What is asked
Among the entries below, count the lines where the string "screenshot" occurs, and give only the number.
────────────────────
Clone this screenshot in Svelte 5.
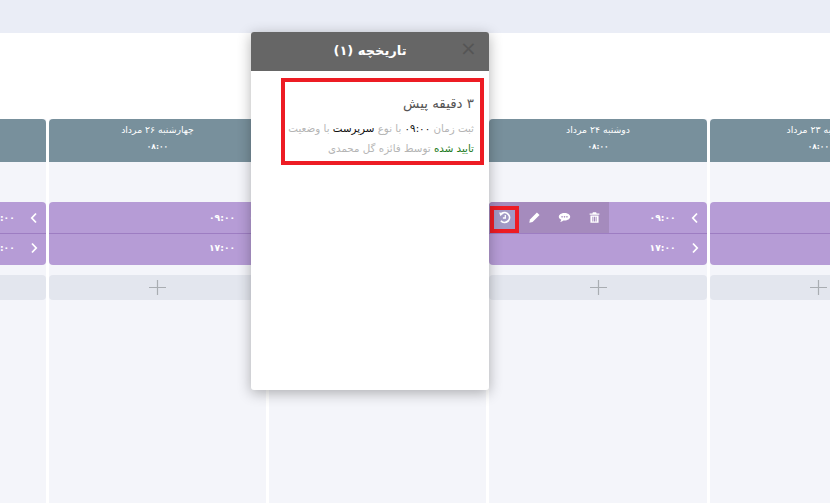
<script>
	const days = [
		{ title: 'یکشنبه ۲۳ مرداد', tools: false },
		{ title: 'دوشنبه ۲۴ مرداد', tools: true },
		{ title: 'سه‌شنبه ۲۵ مرداد', tools: false },
		{ title: 'چهارشنبه ۲۶ مرداد', tools: false },
		{ title: 'پنجشنبه ۲۷ مرداد', tools: false }
	];
</script>

<div class="page">
	<div class="topbar"></div>
	<div class="spacer"></div>
	<div class="board" dir="rtl">
		{#each days as day}
			<section class="day">
				<header class="day-head">
					<div>{day.title}</div>
					<div class="start">۰۸:۰۰</div>
				</header>
				<div class="shift">
					<div class="row">
						<svg class="chev" viewBox="0 0 8 12"><path d="M6 1.5 1.8 6 6 10.5" /></svg>
						<span class="time">۰۹:۰۰</span>
						{#if day.tools}
							<div class="tools" dir="ltr">
								<span class="tool history">
									<svg viewBox="0 0 16 16"><path class="line" d="M4.4 3.4A6 6 0 1 1 3.6 12" /><path class="solid" d="M1.4 1.8 7 2.4 3 6.6Z" /><path class="line thin" d="M9 5V8.6H6" /></svg>
								</span>
								<span class="tool">
									<svg viewBox="0 0 16 16"><path class="solid" d="M11 1.8 14.2 5 5.6 13.6 1.6 14.4 2.4 10.4Z" /></svg>
								</span>
								<span class="tool">
									<svg viewBox="0 0 16 16"><path class="solid" d="M8 2.6C12 2.6 15 4.6 15 7.2S12 11.8 8 11.8L6.6 11.7C5.6 12.8 4 13.4 2.6 13.4 3.4 12.6 3.9 11.6 4 10.8 2.2 10 1 8.7 1 7.2 1 4.6 4 2.6 8 2.6Z" /><circle class="dot" cx="5" cy="7.2" r="1" /><circle class="dot" cx="8" cy="7.2" r="1" /><circle class="dot" cx="11" cy="7.2" r="1" /></svg>
								</span>
								<span class="tool">
									<svg viewBox="0 0 16 16"><path class="solid" d="M6 1.6H10L10.6 3H14V4.6H2V3H5.4ZM3 5.6H13V14.4H3ZM5.4 7V13H6.6V7ZM7.4 7V13H8.6V7ZM9.4 7V13H10.6V7Z" fill-rule="evenodd" /></svg>
								</span>
							</div>
						{/if}
					</div>
					<div class="row">
						<svg class="chev" viewBox="0 0 8 12"><path d="M2 1.5 6.2 6 2 10.5" /></svg>
						<span class="time">۱۷:۰۰</span>
					</div>
				</div>
				<div class="add">
					<svg viewBox="0 0 17 15"><path d="M8.5 0V15M0 7.5H17" /></svg>
				</div>
			</section>
		{/each}
	</div>

	<aside class="modal" dir="rtl">
		<header class="modal-head">
			<span>تاریخچه (۱)</span>
			<span class="close">×</span>
		</header>
		<div class="entry">
			<h3>۳ دقیقه پیش</h3>
			<p>ثبت زمان <b>۰۹:۰۰</b> با نوع <b>سرپرست</b> با وضعیت <em>تایید شده</em> توسط فائزه گل محمدی</p>
		</div>
	</aside>
</div>

<style>
	:global(body) {
		margin: 0;
		background: #fff;
	}
	.page {
		position: relative;
		width: 830px;
		height: 503px;
		overflow: hidden;
		font-family: 'DejaVu Sans', sans-serif;
	}
	.topbar {
		height: 33px;
		background: #eaedf6;
	}
	.spacer {
		height: 86px;
	}
	.board {
		display: flex;
		gap: 3px;
		width: 1100px;
		height: 384px;
		margin-left: -173px;
	}
	.day {
		flex: 0 0 217.3px;
		background: #f4f5fa;
	}
	.day-head {
		height: 43px;
		padding-top: 4px;
		box-sizing: border-box;
		background: #78909c;
		border-radius: 4px 4px 0 0;
		color: #fff;
		font-size: 9.3px;
		line-height: 14px;
		text-align: center;
	}
	.start {
		margin-top: 4px;
		font-size: 7.5px;
		font-weight: bold;
		line-height: 12px;
	}
	.shift {
		margin-top: 40px;
		background: #b69cd6;
		border-radius: 4px;
		overflow: hidden;
	}
	.row {
		position: relative;
		display: flex;
		align-items: center;
		height: 31px;
		color: #fff;
		font-size: 10px;
	}
	.row + .row {
		height: 32px;
		padding-bottom: 4px;
		border-top: 1px solid #9d7dc2;
		box-sizing: border-box;
	}
	.chev {
		width: 8px;
		height: 12px;
		margin-right: 8px;
		fill: none;
		stroke: #fff;
		stroke-width: 1.8;
	}
	.time {
		margin-right: 15px;
		margin-bottom: 1px;
		font-size: 9.2px;
		font-weight: bold;
	}
	.tools {
		position: absolute;
		top: 0;
		left: 0;
		display: flex;
		align-items: center;
		width: 120px;
		height: 31px;
		background: #a58bbd;
	}
	.tool {
		display: flex;
		align-items: center;
		justify-content: center;
		width: 30px;
		height: 31px;
	}
	.tool svg {
		width: 13px;
		height: 13px;
	}
	.solid {
		fill: #fff;
	}
	.dot {
		fill: #a58bbd;
	}
	.line {
		fill: none;
		stroke: #fff;
		stroke-width: 2.2;
	}
	.line.thin {
		stroke-width: 1.6;
	}
	.history {
		box-sizing: border-box;
		align-items: flex-start;
		width: 29px;
		height: 27px;
		margin: 4px 0 0 1px;
		padding-top: 1px;
		border: 4px solid #ed1c24;
		background: #a29ac6;
	}
	.add {
		display: flex;
		align-items: center;
		justify-content: center;
		height: 25px;
		margin-top: 10px;
		background: #e3e6ee;
		border-radius: 4px;
	}
	.add svg {
		width: 17px;
		height: 15px;
		fill: none;
		stroke: #a9adb2;
		stroke-width: 1.2;
	}
	.modal {
		position: absolute;
		top: 32px;
		left: 251px;
		width: 238px;
		height: 358px;
		background: #fff;
		border-radius: 3px;
		box-shadow: 0 3px 14px rgba(0, 0, 0, 0.3);
	}
	.modal-head {
		position: relative;
		display: flex;
		align-items: center;
		justify-content: center;
		height: 39px;
		padding-bottom: 3px;
		box-sizing: border-box;
		background: #666;
		border-radius: 3px 3px 0 0;
		color: #fff;
		font-size: 13px;
		font-weight: bold;
	}
	.close {
		position: absolute;
		top: 6px;
		left: 209px;
		color: #555;
		font-size: 20px;
		font-weight: normal;
		line-height: 20px;
	}
	.entry {
		box-sizing: border-box;
		width: 203px;
		height: 87px;
		margin: 7px 5px 0 0;
		padding: 12px 6px 0 0;
		border: 4px solid #ed1c24;
	}
	h3 {
		margin: 0 0 4px;
		color: #555;
		font-size: 13.4px;
		line-height: 20px;
		font-weight: normal;
	}
	p {
		margin: 0;
		color: #b5b5b5;
		font-size: 10.3px;
		line-height: 20px;
	}
	b {
		color: #111;
		font-weight: normal;
	}
	em {
		color: #1a7a1a;
		font-style: normal;
	}
</style>
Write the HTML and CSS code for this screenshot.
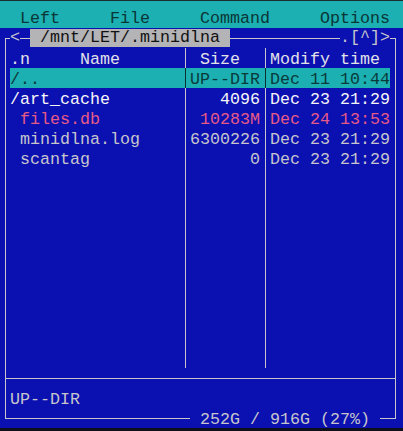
FILE: index.html
```html
<!DOCTYPE html>
<html lang="en">
<head>
    <meta charset="UTF-8">
    <meta name="viewport" content="width=device-width, initial-scale=1.0">
    <title>mc - /mnt/LET/.minidlna</title>
    <link rel="stylesheet" href="styles.css">
</head>
<body>

<div class="menubar">
    <span>Left</span>
    <span>File</span>
    <span>Command</span>
    <span>Options</span>
</div>

<div class="panel">
    <!-- top border with the current path -->
    <div class="titlebar">
        <span class="corner corner-tl"></span>
        <span class="cell">&lt;</span>
        <span class="hline cell"></span>
        <span class="path"> /mnt/LET/.minidlna </span>
        <span class="hline fill"></span>
        <span class="flags">.[^]&gt;</span>
        <span class="corner corner-tr"></span>
    </div>

    <div class="frame">
        <div class="list">
            <div class="row header">
                <span>.n     Name</span>
                <span> Size</span>
                <span>Modify time</span>
            </div>
            <div class="row selected">
                <span>/..</span>
                <span class="size">UP--DIR</span>
                <span>Dec 11 10:44</span>
            </div>
            <div class="row dir">
                <span>/art_cache</span>
                <span class="size">4096</span>
                <span>Dec 23 21:29</span>
            </div>
            <div class="row database">
                <span> files.db</span>
                <span class="size">10283M</span>
                <span>Dec 24 13:53</span>
            </div>
            <div class="row">
                <span> minidlna.log</span>
                <span class="size">6300226</span>
                <span>Dec 23 21:29</span>
            </div>
            <div class="row">
                <span> scantag</span>
                <span class="size">0</span>
                <span>Dec 23 21:29</span>
            </div>
        </div>

        <div class="divider"></div>
        <div class="status">UP--DIR</div>
    </div>

    <!-- bottom border with disk usage -->
    <div class="footer">
        <span class="corner corner-bl"></span>
        <span class="hline fill"></span>
        <span class="usage"> 252G / 916G (27%) </span>
        <span class="hline cell"></span>
        <span class="corner corner-br"></span>
    </div>
</div>

</body>
</html>
```

FILE: styles.css
```css
html {
    background-color: #0e0f1c; /* strip below the terminal */
}
body {
    margin: 0;
    width: 403px;
    font-family: "Liberation Mono", "DejaVu Sans Mono", monospace;
    font-size: 16.667px;
    line-height: 20px;
    color: #c6c6cc;
}
span {
    white-space: pre;
}

/* Menu bar */
.menubar {
    display: flex;
    gap: 50px;
    height: 20px;
    padding: 7px 0 0 20px;
    line-height: 22px;
    border-top: 1px solid #1c2e30;
    background-color: #1cb0b2;
    color: #0a3636;
}

/* Panel */
.panel {
    background-color: #0b10b0;
}
.titlebar, .footer {
    display: flex;
    width: 400px;
    height: 20px;
}
.footer {
    line-height: 23px;
}
.cell {
    width: 10px;
}
.fill {
    flex: 1;
}
.hline {
    background: linear-gradient(#c6c6cc, #c6c6cc) 0 10px / 100% 1px no-repeat;
}
.corner {
    width: 10px;
}
.corner-tl {
    background:
        linear-gradient(#c6c6cc, #c6c6cc) 5px 10px / 5px 1px no-repeat,
        linear-gradient(#c6c6cc, #c6c6cc) 5px 10px / 1px 10px no-repeat;
}
.corner-tr {
    background:
        linear-gradient(#c6c6cc, #c6c6cc) 0 10px / 6px 1px no-repeat,
        linear-gradient(#c6c6cc, #c6c6cc) 5px 10px / 1px 10px no-repeat;
}
.corner-bl {
    background:
        linear-gradient(#c6c6cc, #c6c6cc) 5px 10px / 5px 1px no-repeat,
        linear-gradient(#c6c6cc, #c6c6cc) 5px 0 / 1px 11px no-repeat;
}
.corner-br {
    background:
        linear-gradient(#c6c6cc, #c6c6cc) 0 10px / 6px 1px no-repeat,
        linear-gradient(#c6c6cc, #c6c6cc) 5px 0 / 1px 11px no-repeat;
}
.path {
    width: 200px;
    height: 18px;
    margin-top: 1px;
    line-height: 18px;
    background-color: #b4b4b6;
    color: #111;
}
.flags {
    width: 50px;
}

.frame {
    width: 380px;
    margin-left: 5px;
    padding: 0 5px 0 4px;
    border-left: 1px solid #c6c6cc;
    border-right: 1px solid #c6c6cc;
}
.list {
    height: 320px;
    background:
        linear-gradient(#c6c6cc, #c6c6cc) 175px 0 / 1px 100% no-repeat,
        linear-gradient(#c6c6cc, #c6c6cc) 255px 0 / 1px 100% no-repeat;
}
.row {
    display: grid;
    grid-template-columns: 170px 70px 120px;
    column-gap: 10px;
    height: 20px;
    line-height: 24px;
}
.size {
    text-align: right;
}
.header {
    color: #e2e2e8;
}
.selected {
    background:
        linear-gradient(#0a3030, #0a3030) 175px 0 / 1px 100% no-repeat,
        linear-gradient(#0a3030, #0a3030) 255px 0 / 1px 100% no-repeat,
        #1cb0b2;
    color: #0a3a3a;
}
.dir {
    color: #f6f6f6;
}
.database {
    color: #e65a86;
}
.divider {
    height: 20px;
    margin: 0 -5px 0 -4px;
    background: linear-gradient(#c6c6cc, #c6c6cc) 0 10px / 100% 1px no-repeat;
}
.status {
    height: 20px;
    line-height: 24px;
}
```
────────────────────
Answer to the exercise
2